I like all kinds of ways of being a writer. I do lots of writing alone (or alone with my own delusions of grandeur or worthlessness.) But I also do many collaborations with other writers and creators. I love how it surprises, extends and challenges me. Also, it’s very sociable. I haven’t been part of a writer’s group, but I understand that they are really productive for some. I just joined a children’s writing group (writing for children not with children—though that would be an awesome thing to do) and I hope to learn more about writing for kids from this very smart and experienced group of writers. This is a first for me, so I’ll report back.

Are you comfortable sharing a detail or two about your current writing project(s)?

Imagine Hermann Goering in the bath with Brittany Spears and Ludwig Wittgenstein. Imagine Justin Trudeau dressed as a coffee cup. Imagine weeping while shaving a dog. None of those things apply to my latest project. The big project that I’m currently working on is a new novel, called, at the moment, DEATH WRITES A NOVEL. In it, Death is actually writing a novel. He’s writing about how he’s asked a washed-up stand-up comedian to go down to the underworld, like Orpheus, to try to sweet-talk the Fates into allowing Death’s son who has committed suicide--to come back to earth to try to heal. Death has PTSD (or something like it) and he's asked this comedian, with griefs and regrets of his own, to do this metaphysical stand-up because he’s not able to.

What are some of the elements that really make you say “WOW” when you are reading through a story?

I think the thing that makes me go “Wow” the most is surprise. Whatever terms the story sets up, a deft turn or change in what I expected makes me exclaim, “wow,” or something similar. “Scissors! Jellyfish! Alice Munro!" Suddenly something is revealed or my expectations for how the story works shifts. It’s a kind of magic trick. The tablecloth is pulled out from below the china tea set. A dove appears. A rabbit is pulled out of a hat. But wait! It’s not really a rabbit or a hat. Something about rabbitness or hatness or magic itself is presented and I didn’t expect it. Wow. Look at me and my expectations. Look at stories and how they can go beyond the business as usual. How new ways of thinking and feeling or of talking about thinking and feeling are revealed. The fabulous armature of language. The armoire of saying. The army of the tongue. The armour of speech. This is not about any particular style but rather about what the story does with the conventions it sets up. Or how it speaks to other conventions or expectations. Of course, brilliantly written prose makes me go “wow,” also, but I’d say that it offers unanticipated marvels too, on the level of the sentence.

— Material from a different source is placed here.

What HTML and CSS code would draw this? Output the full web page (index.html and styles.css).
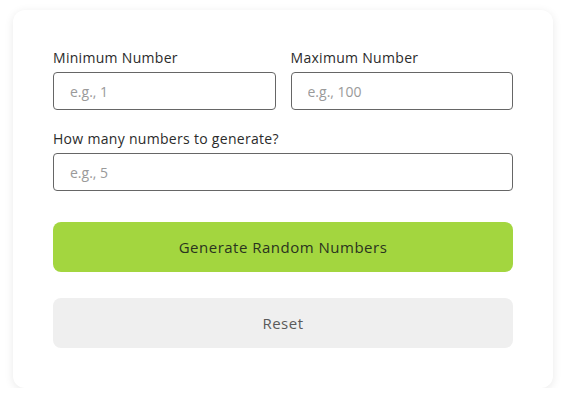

Do you have any advice for contest entrants?

I think that generally my advice to writers is that you shouldn’t write what you think you should write, but what really, genuinely excites you. Makes you feel electric. Perhaps something fits nicely together and feels like it has real skill. It’s accomplished. But are there ways of writing the story that surprise you, that blow the top of your head off, that make you tingle, that take a new route along the network of synapses in your writing brain? The writing should feel fresh to you. Not so much, “that went well,” but “wow,” or “I’d never thought of it like that,” or “that blows open my thinking of what’s possible in writing.” It doesn’t have to be wild, crazed, or even extravert, can, even in a quiet way, feel fresh and vivid, alive and vital. Also, contests are strange beasts. It means something to win, but it doesn’t mean anything necessarily, not to win. There is always an element of taste, of the writing arriving at a particular moment, a whole combination of things which doesn’t necessarily reflect on the value of the writing. As a judge, I really do try to read and evaluate the work on its own terms and not just value the things that I value in my own writing or reading, but, oh we fallible and fickle humans, don’t always get it right, or see outside the narrow tunnels of our vision. Lastly, if you see me, give me a briefcase full of unmarked $100 bills. That tends to help.